### [What you need to do]
Filter out everything except lines holding "this".

────────────────────

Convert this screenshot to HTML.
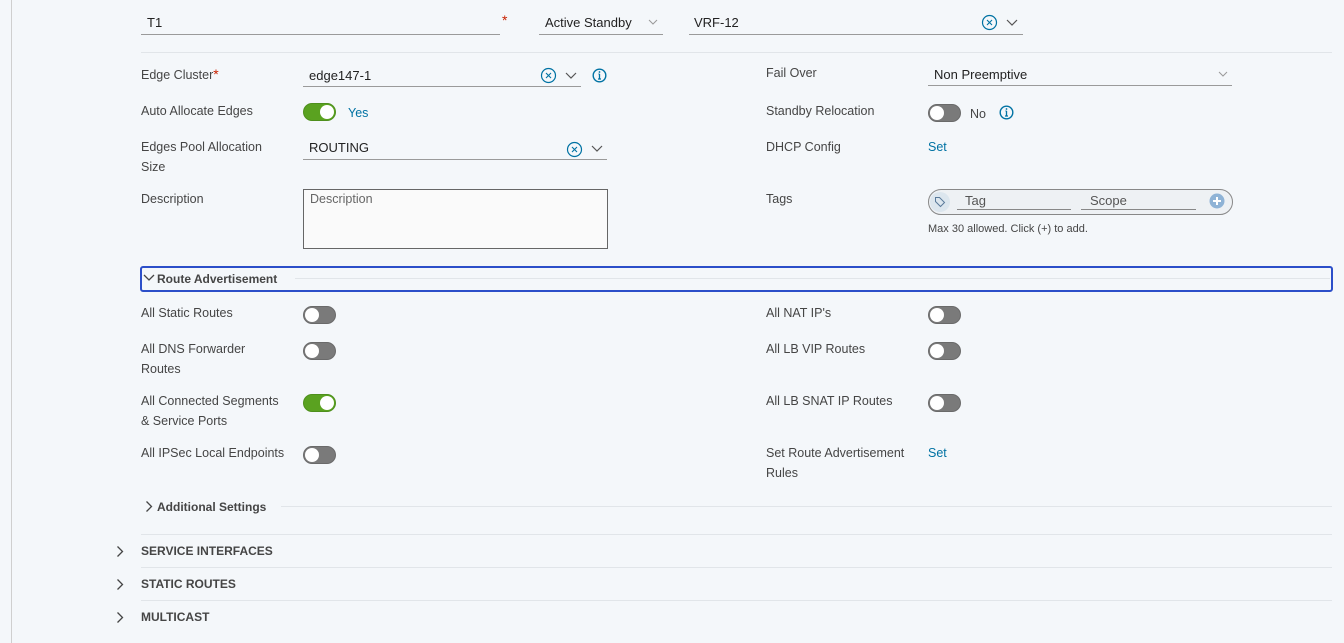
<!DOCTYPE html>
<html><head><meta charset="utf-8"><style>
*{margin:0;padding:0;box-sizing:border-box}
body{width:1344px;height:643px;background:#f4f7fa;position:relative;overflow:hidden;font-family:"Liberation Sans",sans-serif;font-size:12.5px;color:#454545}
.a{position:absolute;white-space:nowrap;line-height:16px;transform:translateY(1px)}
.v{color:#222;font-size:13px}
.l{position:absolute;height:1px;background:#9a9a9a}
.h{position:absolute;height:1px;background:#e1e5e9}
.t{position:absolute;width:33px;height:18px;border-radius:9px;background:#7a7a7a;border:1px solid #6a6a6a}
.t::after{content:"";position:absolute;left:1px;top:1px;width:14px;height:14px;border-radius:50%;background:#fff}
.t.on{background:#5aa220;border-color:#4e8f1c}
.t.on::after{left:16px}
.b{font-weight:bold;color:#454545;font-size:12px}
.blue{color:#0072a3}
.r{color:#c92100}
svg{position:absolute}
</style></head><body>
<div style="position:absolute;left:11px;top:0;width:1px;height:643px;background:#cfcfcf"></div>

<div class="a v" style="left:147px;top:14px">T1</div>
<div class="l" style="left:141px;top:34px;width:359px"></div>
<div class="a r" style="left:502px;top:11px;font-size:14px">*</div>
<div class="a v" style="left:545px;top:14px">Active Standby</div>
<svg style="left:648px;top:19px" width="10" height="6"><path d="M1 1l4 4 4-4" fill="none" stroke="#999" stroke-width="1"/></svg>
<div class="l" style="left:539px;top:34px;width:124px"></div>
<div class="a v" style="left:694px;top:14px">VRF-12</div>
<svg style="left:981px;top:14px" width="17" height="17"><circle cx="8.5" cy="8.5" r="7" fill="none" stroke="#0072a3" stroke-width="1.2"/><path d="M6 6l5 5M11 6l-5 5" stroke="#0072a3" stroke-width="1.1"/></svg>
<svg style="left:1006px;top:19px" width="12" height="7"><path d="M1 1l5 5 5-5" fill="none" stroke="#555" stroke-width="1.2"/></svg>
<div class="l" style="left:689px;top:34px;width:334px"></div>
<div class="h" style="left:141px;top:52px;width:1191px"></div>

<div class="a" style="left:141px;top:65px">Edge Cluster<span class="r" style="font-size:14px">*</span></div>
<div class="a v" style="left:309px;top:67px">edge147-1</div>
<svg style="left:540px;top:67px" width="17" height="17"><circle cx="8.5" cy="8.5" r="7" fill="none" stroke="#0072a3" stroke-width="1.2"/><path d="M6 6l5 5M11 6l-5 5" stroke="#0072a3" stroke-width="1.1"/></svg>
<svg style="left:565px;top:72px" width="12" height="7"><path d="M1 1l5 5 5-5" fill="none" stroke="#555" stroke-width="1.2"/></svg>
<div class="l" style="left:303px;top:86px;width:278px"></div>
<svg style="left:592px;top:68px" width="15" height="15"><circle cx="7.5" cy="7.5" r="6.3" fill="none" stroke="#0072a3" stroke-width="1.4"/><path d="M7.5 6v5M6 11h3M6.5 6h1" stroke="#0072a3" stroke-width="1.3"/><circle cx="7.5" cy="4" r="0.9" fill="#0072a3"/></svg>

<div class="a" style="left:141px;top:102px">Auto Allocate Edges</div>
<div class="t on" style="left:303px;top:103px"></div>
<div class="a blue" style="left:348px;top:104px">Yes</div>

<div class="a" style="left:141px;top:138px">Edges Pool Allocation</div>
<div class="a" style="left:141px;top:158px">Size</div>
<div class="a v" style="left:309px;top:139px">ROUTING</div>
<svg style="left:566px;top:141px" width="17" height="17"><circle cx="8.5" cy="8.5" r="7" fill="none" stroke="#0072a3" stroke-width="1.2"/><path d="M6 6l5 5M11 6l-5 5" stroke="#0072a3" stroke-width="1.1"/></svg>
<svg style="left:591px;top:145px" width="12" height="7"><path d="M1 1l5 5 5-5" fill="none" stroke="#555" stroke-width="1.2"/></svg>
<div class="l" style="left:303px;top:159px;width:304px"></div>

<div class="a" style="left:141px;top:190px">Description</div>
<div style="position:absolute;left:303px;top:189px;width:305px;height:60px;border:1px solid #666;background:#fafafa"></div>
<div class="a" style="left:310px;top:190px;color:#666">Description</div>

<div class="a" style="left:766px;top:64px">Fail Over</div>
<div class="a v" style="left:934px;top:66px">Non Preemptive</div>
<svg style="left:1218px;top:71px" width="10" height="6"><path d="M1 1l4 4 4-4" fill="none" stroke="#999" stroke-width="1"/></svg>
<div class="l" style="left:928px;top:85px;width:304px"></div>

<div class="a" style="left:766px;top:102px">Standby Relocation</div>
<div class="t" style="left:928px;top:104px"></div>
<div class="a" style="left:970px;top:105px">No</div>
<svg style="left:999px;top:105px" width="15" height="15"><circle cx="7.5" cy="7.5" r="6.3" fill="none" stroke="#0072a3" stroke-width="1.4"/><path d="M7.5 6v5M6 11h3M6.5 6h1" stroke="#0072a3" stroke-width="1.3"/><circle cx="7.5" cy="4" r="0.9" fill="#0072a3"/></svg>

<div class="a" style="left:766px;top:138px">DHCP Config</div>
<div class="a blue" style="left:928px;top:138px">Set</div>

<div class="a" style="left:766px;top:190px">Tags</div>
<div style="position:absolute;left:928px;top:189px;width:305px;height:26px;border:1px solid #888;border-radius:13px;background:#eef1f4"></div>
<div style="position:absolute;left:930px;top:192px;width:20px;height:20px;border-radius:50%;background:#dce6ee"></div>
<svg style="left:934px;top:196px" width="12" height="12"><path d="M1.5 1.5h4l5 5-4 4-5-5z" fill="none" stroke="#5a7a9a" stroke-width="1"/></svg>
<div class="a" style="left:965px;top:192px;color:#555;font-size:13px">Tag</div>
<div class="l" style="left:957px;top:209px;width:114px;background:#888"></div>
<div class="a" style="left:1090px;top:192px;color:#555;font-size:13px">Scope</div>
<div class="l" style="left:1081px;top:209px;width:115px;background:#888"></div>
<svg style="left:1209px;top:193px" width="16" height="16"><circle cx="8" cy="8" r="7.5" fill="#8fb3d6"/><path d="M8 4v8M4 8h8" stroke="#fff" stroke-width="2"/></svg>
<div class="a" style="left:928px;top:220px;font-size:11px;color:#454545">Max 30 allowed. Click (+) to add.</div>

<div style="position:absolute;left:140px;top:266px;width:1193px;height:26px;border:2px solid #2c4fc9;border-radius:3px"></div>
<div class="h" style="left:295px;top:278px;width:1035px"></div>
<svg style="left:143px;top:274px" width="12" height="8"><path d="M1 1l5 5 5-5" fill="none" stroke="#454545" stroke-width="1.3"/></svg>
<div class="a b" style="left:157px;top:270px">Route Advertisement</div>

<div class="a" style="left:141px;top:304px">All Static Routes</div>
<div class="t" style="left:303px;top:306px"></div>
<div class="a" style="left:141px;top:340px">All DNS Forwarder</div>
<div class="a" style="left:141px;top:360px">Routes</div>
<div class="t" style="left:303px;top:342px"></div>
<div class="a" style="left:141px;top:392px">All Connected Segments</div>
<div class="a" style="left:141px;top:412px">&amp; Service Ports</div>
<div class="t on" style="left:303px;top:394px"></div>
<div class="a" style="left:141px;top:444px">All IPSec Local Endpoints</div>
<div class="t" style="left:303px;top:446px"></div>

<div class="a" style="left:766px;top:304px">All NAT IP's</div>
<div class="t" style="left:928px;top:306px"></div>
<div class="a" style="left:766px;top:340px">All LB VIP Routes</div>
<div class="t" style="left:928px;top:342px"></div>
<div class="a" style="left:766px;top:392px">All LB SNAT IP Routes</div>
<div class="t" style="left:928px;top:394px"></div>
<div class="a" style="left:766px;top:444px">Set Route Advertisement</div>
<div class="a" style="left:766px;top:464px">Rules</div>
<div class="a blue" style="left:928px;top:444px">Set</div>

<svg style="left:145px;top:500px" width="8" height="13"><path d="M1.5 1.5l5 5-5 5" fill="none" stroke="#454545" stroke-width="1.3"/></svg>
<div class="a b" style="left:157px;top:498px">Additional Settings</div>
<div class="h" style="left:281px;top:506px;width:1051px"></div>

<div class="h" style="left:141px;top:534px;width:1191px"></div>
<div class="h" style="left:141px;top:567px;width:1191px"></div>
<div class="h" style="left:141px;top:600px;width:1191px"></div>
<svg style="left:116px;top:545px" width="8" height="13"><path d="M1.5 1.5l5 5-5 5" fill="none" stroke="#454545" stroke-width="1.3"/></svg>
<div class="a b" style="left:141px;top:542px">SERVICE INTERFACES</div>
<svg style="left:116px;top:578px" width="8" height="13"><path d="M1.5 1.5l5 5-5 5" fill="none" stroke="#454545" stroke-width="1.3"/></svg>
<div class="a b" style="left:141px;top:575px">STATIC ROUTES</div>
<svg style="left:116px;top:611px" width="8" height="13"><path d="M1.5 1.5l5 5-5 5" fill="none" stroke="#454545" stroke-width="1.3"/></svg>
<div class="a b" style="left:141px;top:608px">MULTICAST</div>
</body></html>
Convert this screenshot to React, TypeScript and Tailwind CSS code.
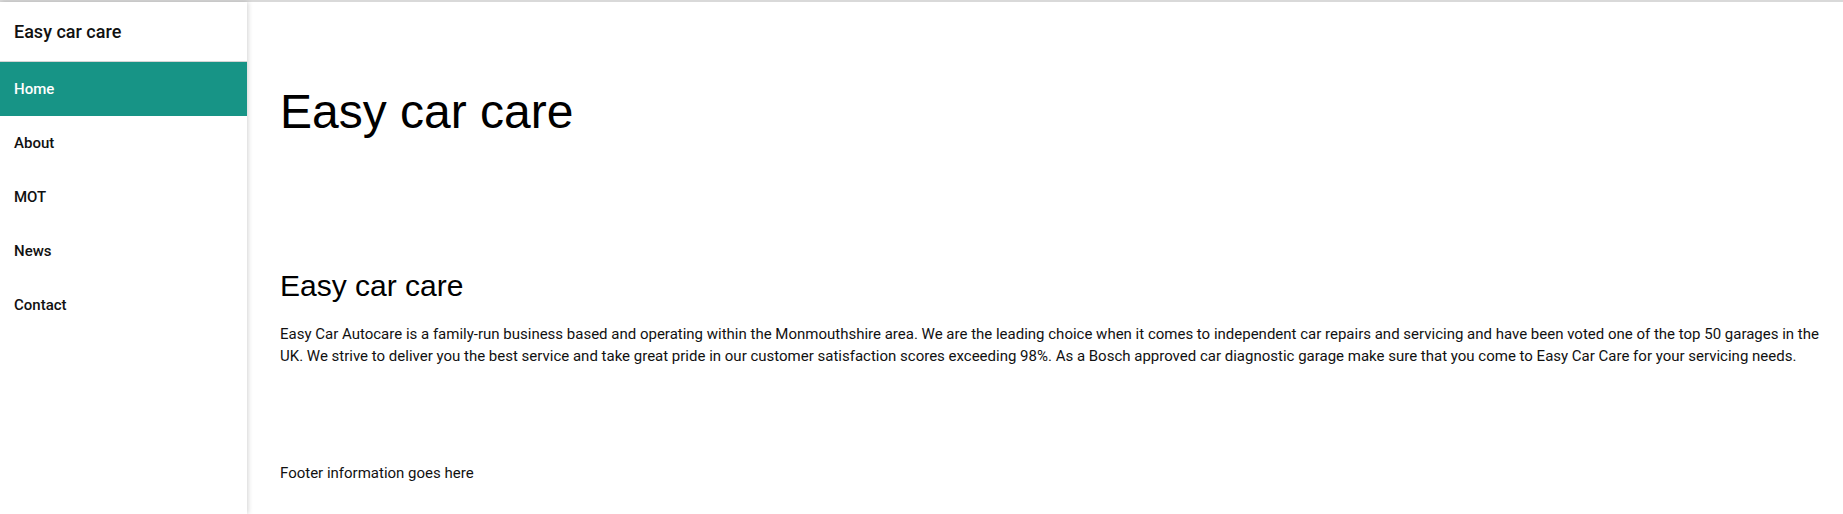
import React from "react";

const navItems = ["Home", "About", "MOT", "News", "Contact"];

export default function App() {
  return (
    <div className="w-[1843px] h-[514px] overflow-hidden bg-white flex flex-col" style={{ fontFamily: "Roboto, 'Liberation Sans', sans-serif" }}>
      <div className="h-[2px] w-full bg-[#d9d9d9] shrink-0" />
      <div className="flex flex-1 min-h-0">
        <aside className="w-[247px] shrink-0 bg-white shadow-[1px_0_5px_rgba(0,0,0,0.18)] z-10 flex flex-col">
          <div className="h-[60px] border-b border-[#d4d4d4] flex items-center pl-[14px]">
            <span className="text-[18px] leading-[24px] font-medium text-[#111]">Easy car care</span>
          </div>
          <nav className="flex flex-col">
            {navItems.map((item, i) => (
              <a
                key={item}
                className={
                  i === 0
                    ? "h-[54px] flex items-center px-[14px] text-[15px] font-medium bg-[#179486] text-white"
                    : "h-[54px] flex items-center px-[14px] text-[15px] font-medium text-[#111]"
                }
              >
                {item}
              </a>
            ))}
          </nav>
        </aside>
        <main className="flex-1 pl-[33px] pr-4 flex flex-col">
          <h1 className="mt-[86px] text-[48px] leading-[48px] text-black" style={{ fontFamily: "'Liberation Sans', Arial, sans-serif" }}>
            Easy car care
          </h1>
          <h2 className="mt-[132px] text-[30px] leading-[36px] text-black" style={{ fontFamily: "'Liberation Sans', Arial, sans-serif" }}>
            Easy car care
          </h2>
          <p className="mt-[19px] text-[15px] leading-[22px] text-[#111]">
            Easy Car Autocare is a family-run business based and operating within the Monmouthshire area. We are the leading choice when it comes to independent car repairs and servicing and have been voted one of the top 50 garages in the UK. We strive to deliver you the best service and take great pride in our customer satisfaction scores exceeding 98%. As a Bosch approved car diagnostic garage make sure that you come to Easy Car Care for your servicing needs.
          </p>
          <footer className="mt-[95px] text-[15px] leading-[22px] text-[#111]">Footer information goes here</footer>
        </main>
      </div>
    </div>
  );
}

────────────────────

### [Result of the task]
Convert this screenshot to HTML.
Convert this screenshot to React, TypeScript and Tailwind CSS code.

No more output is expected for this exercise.